Na trama, o menino órfão vai morar com o tio numa mansão meio ‘creepy’, assustadora. O tio tem essa amiga. Obviamente, guardam um segredo, que não querem revelar para o menino. Diz respeito ao tal relógio. No passado, titio foi parceiro de um famoso mágico, que voltou transtornado da guerra. O mágico desapareceu. Teria vendido a alma ao demônio, e há suspeita de que deixou no ar um plano para destruir a vida na Terra. Roth não curte apenas a violência. É também expert em terror. Sua adaptação de Bellairs carrega no terror. Infantil, juvenil? Como fantasia para esses segmentos de público, O Mistério do Relógio corre o risco de deixar pequenos (e pequenas) insones. É o que ocorre com o protagonista da história quando se aloja com titio.
Lewis tem visões da mãe que morreu num acidente de carro, conversa com ela. Esquisito, não? Mamãe quer saber coisas – olha o spoiler! Fique de olho nela. Black e Cate são feiticeiros, tentando quebrar o feitiço do mago maior – interpretado pelo ‘lynchiano’ Kyle MacLachlan. (Só para sua informação, ao se mudar para NY – nasceu em Boston –, Eli Roth foi assistente de David Lynch. Chegaram a desenvolver projetos para teatro, que não vingaram. Mas ficou a amizade com McLachlan, ator-fetiche de Lynch.) Efeitos gráficos, embates físicos, tudo é violento, para adultos, ou quase. Só o diálogo é menos que infantil – tatibitate.

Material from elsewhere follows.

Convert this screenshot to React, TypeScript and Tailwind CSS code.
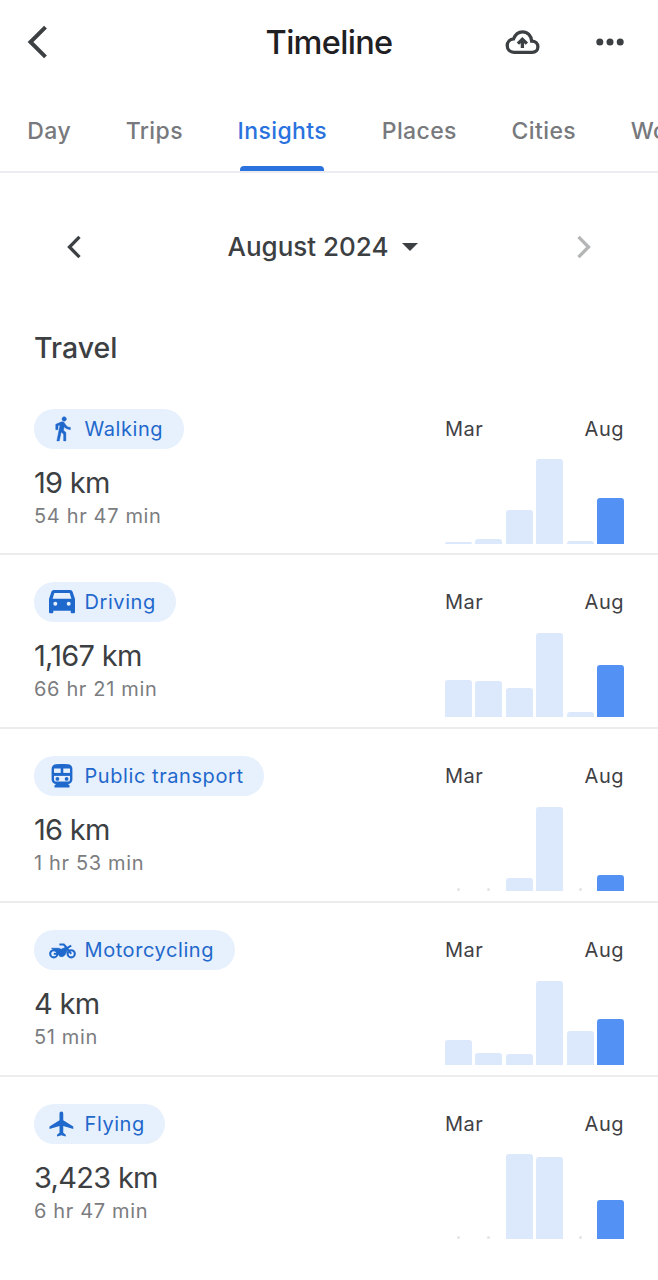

Pode ser birra, vale destacar de novo, mas Cate é uma atriz grande demais para ficar trocando farpas com Jack Black do tipo ‘Seu cabeça de pomba’. O leão de vegetação no jardim sofre de flatulência, quando não despeja coisa pior em Lewis. O próprio conceito de bruxaria é formatado para a geração pós-Harry Potter, mas a produção é da Amblin e Roth paga tributo ao cinema de fantasia dos anos 1980, com cenas que parecem ‘roubadas’ de outra série, De Volta para o Futuro. O resultado é só um pouco menos ruim que o remake, por Roth, de Desejo de Matar, com Bruce Willis no papel de Charles Bronson.